Well, Jen did choose 6 pieces in total, since he has got pieces from exactly 5 different varieties he must have chosen 2 pieces from the same (remaining) variety.
• January 22nd 2011, 11:52 AM
Failure
Quote:

Originally Posted by NOX Andrew
It seems odd to count the number of ways to choose the 5 varieties. I thought the purpose of combinations was to eliminate the different order in which the candies are chosen. But I can live with that.

Sorry, I forgot to answer this objection in my first reply. Here is why: the way I am counting is not meant to count the different orders in which Jen chooses his 6 pieces (one after another), it is only meant to count the number of different ways the final combination of 5 pieces from 5 different varieties and 2 pieces from the single remaining variety can be done - this is quite independent of the particular order in which the 6 pieces have been chosen.
• January 22nd 2011, 11:52 AM
NOX Andrew
That makes sense. I misunderstood the question in that regard. Thank you for help.
• January 22nd 2011, 12:09 PM
Plato
There is a minor typo.
It should be $\displaystyle\frac{\binom{6}{5}\cdot \binom{10}{1}^4\cdot \binom{10}{2}}{\binom{60}{6}}\approx 0.05393$.
• January 22nd 2011, 01:39 PM
Is it not...

1. Pick 4 varieties that Jen chooses once

2. Count the number of ways to have 1 from each

3. Choose 1 of the remaining two varieties from which to choose the final 2.

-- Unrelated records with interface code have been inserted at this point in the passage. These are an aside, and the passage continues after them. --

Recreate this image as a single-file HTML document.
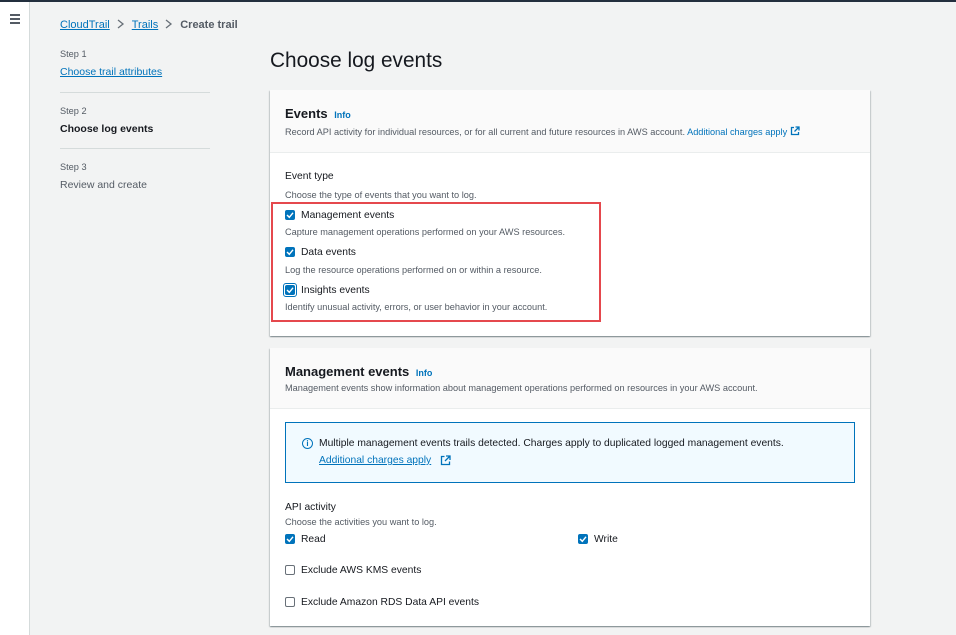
<!DOCTYPE html>
<html><head><meta charset="utf-8"><style>
*{box-sizing:border-box;margin:0;padding:0}
body{width:956px;height:635px;overflow:hidden;background:#f2f3f3;font-family:"Liberation Sans",Arial,sans-serif;color:#16191f;position:relative}
.abs{position:absolute;white-space:nowrap}
a,.link{color:#0073bb;text-decoration:underline}
.top{position:absolute;left:0;top:0;width:956px;height:2px;background:#232f3e}
.side{position:absolute;left:0;top:2px;width:30px;height:633px;background:#fff;border-right:1px solid #d5dbdb}
.card{position:absolute;left:270px;width:600px;background:#fff;box-shadow:0 1px 1px rgba(0,28,36,.3),1px 1px 1px rgba(0,28,36,.15),-1px 1px 1px rgba(0,28,36,.15)}
.hdr{position:absolute;left:0;top:0;width:600px;background:#fafafa;border-bottom:1px solid #eaeded}
.cb{position:absolute;width:10px;height:10px;background:#0073bb;border-radius:2px}
.cb svg{position:absolute;left:1px;top:1px}
.ub{position:absolute;width:10px;height:10px;border:1px solid #687078;border-radius:2px;background:#fff}
.s{font-size:9.2px;color:#545b64}
.l{font-size:10.3px;color:#16191f}
.sep{position:absolute;left:60px;width:150px;height:1px;background:#d5dbdb}
</style></head><body>
<div class="top"></div>
<div class="side"><div style="position:absolute;left:10px;top:12px;width:10px">
<div style="height:1.5px;background:#545b64;margin-bottom:2.5px"></div><div style="height:1.5px;background:#545b64;margin-bottom:2.5px"></div><div style="height:1.5px;background:#545b64"></div></div></div>

<div class="abs" style="left:60px;top:19px;font-size:11px"><span class="link">CloudTrail</span><svg width="22" height="10" style="vertical-align:-1px"><path d="M8 1 L13 5 L8 9" stroke="#687078" stroke-width="1.3" fill="none"/></svg><span class="link">Trails</span><svg width="22" height="10" style="vertical-align:-1px"><path d="M8 1 L13 5 L8 9" stroke="#687078" stroke-width="1.3" fill="none"/></svg><span style="color:#545b64;font-weight:bold">Create trail</span></div>

<div class="abs s" style="left:60px;top:49px">Step 1</div>
<div class="abs link" style="left:60px;top:66px;font-size:10.5px">Choose trail attributes</div>
<div class="sep" style="top:92px"></div>
<div class="abs s" style="left:60px;top:106px">Step 2</div>
<div class="abs" style="left:60px;top:123px;font-size:10.5px;font-weight:bold">Choose log events</div>
<div class="sep" style="top:148px"></div>
<div class="abs s" style="left:60px;top:162px">Step 3</div>
<div class="abs" style="left:60px;top:179px;font-size:10.5px;color:#545b64">Review and create</div>

<div class="abs" style="left:270px;top:49px;font-size:20.8px">Choose log events</div>

<div class="card" style="top:90px;height:246px">
<div class="hdr" style="height:63px"></div>
<div class="abs" style="left:15px;top:16px;font-size:13px;font-weight:bold">Events <span style="font-size:9px;color:#0073bb;margin-left:3px">Info</span></div>
<div class="abs s" style="left:15px;top:36px">Record API activity for individual resources, or for all current and future resources in AWS account. <span style="color:#0073bb">Additional charges apply</span> <svg width="10" height="10" style="vertical-align:-1px"><path d="M4 1.5 H1.5 V8.5 H8.5 V6 M5.5 1 H9 V4.5 M9 1 L4.5 5.5" stroke="#0073bb" stroke-width="1.3" fill="none"/></svg></div>
<div class="abs l" style="left:15px;top:81px">Event type</div>
<div class="abs s" style="left:15px;top:100px">Choose the type of events that you want to log.</div>
<div class="cb" style="left:15px;top:120px"><svg width="8" height="8"><path d="M1 4 L3.3 6.3 L7 1.8" stroke="#fff" stroke-width="1.4" fill="none"/></svg></div>
<div class="abs l" style="left:31px;top:120px">Management events</div>
<div class="abs s" style="left:15px;top:137px">Capture management operations performed on your AWS resources.</div>
<div class="cb" style="left:15px;top:157px"><svg width="8" height="8"><path d="M1 4 L3.3 6.3 L7 1.8" stroke="#fff" stroke-width="1.4" fill="none"/></svg></div>
<div class="abs l" style="left:31px;top:157px">Data events</div>
<div class="abs s" style="left:15px;top:175px">Log the resource operations performed on or within a resource.</div>
<div style="position:absolute;left:13px;top:193px;width:14px;height:14px;border:1.5px solid #0073bb;border-radius:3px"></div>
<div class="cb" style="left:15px;top:195px"><svg width="8" height="8"><path d="M1 4 L3.3 6.3 L7 1.8" stroke="#fff" stroke-width="1.4" fill="none"/></svg></div>
<div class="abs l" style="left:31px;top:195px">Insights events</div>
<div class="abs s" style="left:15px;top:212px">Identify unusual activity, errors, or user behavior in your account.</div>
<div style="position:absolute;left:1px;top:112px;width:330px;height:120px;border:2px solid #e5484d"></div>
</div>

<div class="card" style="top:348px;height:278px">
<div class="hdr" style="height:61px"></div>
<div class="abs" style="left:15px;top:16px;font-size:13px;font-weight:bold">Management events <span style="font-size:9px;color:#0073bb;margin-left:3px">Info</span></div>
<div class="abs s" style="left:15px;top:35px">Management events show information about management operations performed on resources in your AWS account.</div>
<div style="position:absolute;left:15px;top:74px;width:570px;height:61px;background:#f1faff;border:1px solid #0073bb"></div>
<div style="position:absolute;left:32px;top:90px;width:11px;height:11px;border:1.3px solid #0073bb;border-radius:50%;color:#0073bb;font-size:8px;font-weight:bold;text-align:center;line-height:9px">i</div>
<div class="abs l" style="left:49px;top:90px">Multiple management events trails detected. Charges apply to duplicated logged management events.</div>
<div class="abs link" style="left:49px;top:107px;font-size:10.3px">Additional charges apply</div>
<svg class="abs" style="left:170px;top:107px" width="11" height="11"><path d="M4.5 1.5 H1.5 V9.5 H9.5 V6.5 M6 1 H10 V5 M10 1 L5 6" stroke="#0073bb" stroke-width="1.3" fill="none"/></svg>
<div class="abs l" style="left:15px;top:154px">API activity</div>
<div class="abs s" style="left:15px;top:169px">Choose the activities you want to log.</div>
<div class="cb" style="left:15px;top:186px"><svg width="8" height="8"><path d="M1 4 L3.3 6.3 L7 1.8" stroke="#fff" stroke-width="1.4" fill="none"/></svg></div>
<div class="abs l" style="left:31px;top:186px">Read</div>
<div class="cb" style="left:308px;top:186px"><svg width="8" height="8"><path d="M1 4 L3.3 6.3 L7 1.8" stroke="#fff" stroke-width="1.4" fill="none"/></svg></div>
<div class="abs l" style="left:324px;top:186px">Write</div>
<div class="ub" style="left:15px;top:217px"></div>
<div class="abs l" style="left:31px;top:217px">Exclude AWS KMS events</div>
<div class="ub" style="left:15px;top:249px"></div>
<div class="abs l" style="left:31px;top:249px">Exclude Amazon RDS Data API events</div>
</div>
</body></html>
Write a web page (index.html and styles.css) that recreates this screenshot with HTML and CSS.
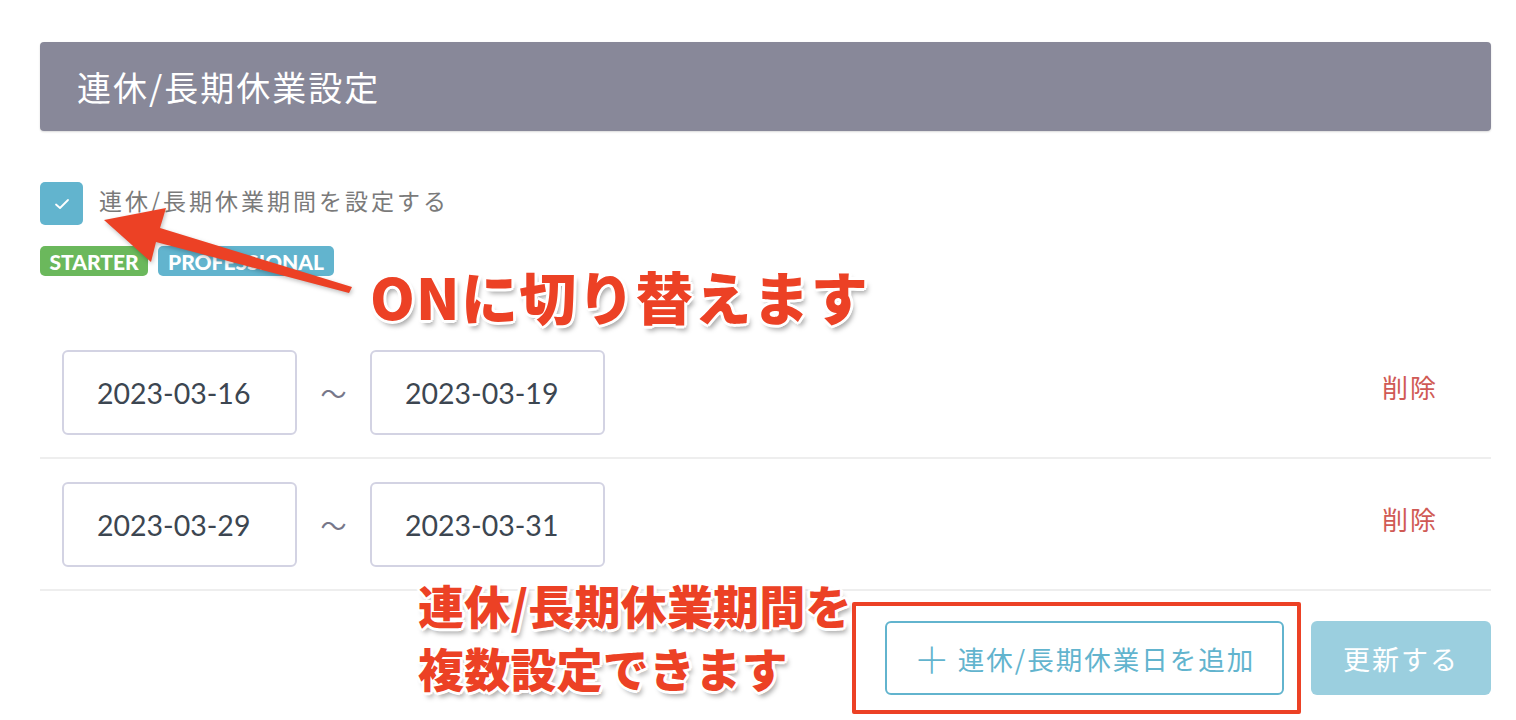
FILE: index.html
```html
<!DOCTYPE html>
<html lang="ja">
<head>
<meta charset="utf-8">
<title>連休/長期休業設定</title>
<link rel="stylesheet" href="styles.css">
</head>
<body>
<div class="page">
  <section class="panel">
    <header class="panel-head">
      <h2 class="panel-title">連休/長期休業設定</h2>
    </header>
    <div class="panel-body">
      <label class="check">
        <span class="check-box">
          <svg width="16" height="12" viewBox="0 0 16 12"><path d="M2 6.5 L6 10 L14 2" fill="none" stroke="#fff" stroke-width="1.8" stroke-linecap="round" stroke-linejoin="round"/></svg>
        </span>
        <span class="check-label">連休/長期休業期間を設定する</span>
      </label>
      <div class="badges">
        <span class="badge badge-green">STARTER</span>
        <span class="badge badge-blue">PROFESSIONAL</span>
      </div>
      <div class="rows">
        <div class="row">
          <div class="range">
            <div class="date-input">2023-03-16</div>
            <span class="tilde">〜</span>
            <div class="date-input">2023-03-19</div>
          </div>
          <span class="delete">削除</span>
        </div>
        <div class="row">
          <div class="range">
            <div class="date-input">2023-03-29</div>
            <span class="tilde">〜</span>
            <div class="date-input">2023-03-31</div>
          </div>
          <span class="delete">削除</span>
        </div>
      </div>
      <div class="actions">
        <button class="btn btn-outline"><span class="plus">＋</span>連休/長期休業日を追加</button>
        <button class="btn btn-primary">更新する</button>
      </div>
    </div>
  </section>

  <svg class="arrow" width="1516" height="720" viewBox="0 0 1516 720">
    <polygon points="104,220 166,208 160,228 352,287 349,293 156,242 151,262" fill="#ec4125"/>
  </svg>
  <div class="note note-on">ONに切り替えます</div>
  <div class="note note-multi">連休/長期休業期間を<br>複数設定できます</div>
  <div class="highlight-box"></div>
</div>
</body>
</html>
```

FILE: styles.css
```css
* { box-sizing: border-box; }
html, body { margin: 0; padding: 0; background: #fff; }
body {
  font-family: "Lato", "Noto Sans CJK JP", sans-serif;
  width: 1516px;
  height: 720px;
  overflow: hidden;
}
.page {
  position: relative;
  padding: 42px 25px 0 40px;
  height: 720px;
}
.panel-head {
  height: 89px;
  background: #888899;
  border-radius: 4px;
  box-shadow: 0 1px 2px rgba(0,0,0,0.15);
  display: flex;
  align-items: center;
  padding-left: 37px;
}
.panel-title {
  margin: 0;
  color: #fff;
  font-weight: 400;
  font-size: 34px;
  letter-spacing: 2px;
  font-family: "Noto Sans CJK JP", sans-serif;
}
.panel-body {
  padding-top: 51px;
}
.check {
  display: flex;
  align-items: center;
  gap: 16px;
}
.check-box {
  width: 43px;
  height: 43px;
  border-radius: 5px;
  background: #62b4ce;
  display: flex;
  align-items: center;
  justify-content: center;
}
.check-label {
  color: #7a7a7a;
  font-size: 23px;
  letter-spacing: 3px;
  font-family: "Noto Sans CJK JP", sans-serif;
  margin-top: -8px;
}
.badges {
  display: flex;
  gap: 10px;
  margin-top: 21px;
}
.badge {
  height: 30px;
  border-radius: 5px;
  color: #fff;
  font-weight: 900;
  font-size: 21px;
  display: flex;
  align-items: center;
  justify-content: center;
}
.badge-green { background: #6bb85c; width: 108px; }
.badge-blue { background: #62b4ce; width: 176px; }
.rows {
  margin-top: 51px;
}
.row {
  display: flex;
  align-items: center;
  justify-content: space-between;
  padding: 23px 53px 22px 22px;
  border-bottom: 2px solid #eeeeee;
}
.range {
  display: flex;
  align-items: center;
}
.date-input {
  width: 235px;
  height: 85px;
  border: 2px solid #d3d3e3;
  border-radius: 6px;
  display: flex;
  align-items: center;
  padding-left: 33px;
  font-size: 28.5px;
  color: #3c4651;
}
.tilde {
  width: 73px;
  text-align: center;
  color: #77778a;
  font-size: 26px;
  font-family: "Noto Sans CJK JP", sans-serif;
}
.delete {
  color: #d05a55;
  font-size: 26px;
  letter-spacing: 2px;
  font-family: "Noto Sans CJK JP", sans-serif;
  margin-top: -12px;
}
.actions {
  display: flex;
  justify-content: flex-end;
  gap: 27px;
  margin-top: 30px;
}
.btn {
  height: 74px;
  border-radius: 6px;
  font-family: "Noto Sans CJK JP", sans-serif;
  font-size: 26.5px;
  letter-spacing: 2px;
  display: flex;
  align-items: center;
  justify-content: center;
  cursor: pointer;
}
.btn-outline {
  width: 399px;
  background: #fff;
  border: 2px solid #62b4ce;
  color: #62b4ce;
}
.plus {
  font-size: 36px;
  margin-right: 8px;
  font-weight: 300;
  letter-spacing: 0;
}
.btn-primary {
  width: 180px;
  background: #9bcfdf;
  border: none;
  color: #fff;
  font-size: 27px;
  letter-spacing: 2px;
}
.arrow {
  position: absolute;
  left: 0;
  top: 0;
  pointer-events: none;
  filter: drop-shadow(1px 2px 2px rgba(0,0,0,0.25));
}
.note {
  position: absolute;
  color: #ec4125;
  font-family: "Noto Sans CJK JP", sans-serif;
  font-weight: 900;
  white-space: nowrap;
  text-shadow:
    3px 0 0 #fff, -3px 0 0 #fff, 0 3px 0 #fff, 0 -3px 0 #fff,
    2px 2px 0 #fff, -2px 2px 0 #fff, 2px -2px 0 #fff, -2px -2px 0 #fff,
    3px 5px 5px rgba(0,0,0,0.35);
}
.note-on {
  left: 370px;
  top: 255px;
  font-size: 57px;
  line-height: 80px;
  letter-spacing: 1.3px;
}
.note-multi {
  left: 418px;
  top: 573px;
  font-size: 46px;
  line-height: 63px;
  letter-spacing: 0.2px;
}
.highlight-box {
  position: absolute;
  left: 852px;
  top: 602px;
  width: 449px;
  height: 112px;
  border: 4px solid #ec4125;
  border-radius: 2px;
}
```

This gives a numerator of $\displaystyle\binom{6}{4}\;10^4\;\binom{2}{1}\;\bi nom{10}{2}$

For example, if we label the varieties A, B, C, D, E, F

then the $\binom{6}{5}$ ways to choose 5 varieties are

ABCDE, ABCDF, ABCEF, ABDEF, ACDEF, BCDEF.

Taking ABCDE...

the pair can come from any of these 5 and the 4 distinct ones from the other 4.

This gives a probability numerator of $\displaystyle\binom{5}{1}\binom{10}{1}^4\;\binom{1 0}{2}\binom{6}{5}$

Is the book answer correct ?
• January 22nd 2011, 02:22 PM
Plato
Actually I agree with you, I think the book's answer is probably wrong.
I get the same as you by a different means: six way to pick flavors, five ways to pick the one that doubles, then $10^4\cdot \binom{10}{2}$.
I simply pointed out that to get the given answer the exponent had to be 4 not 5.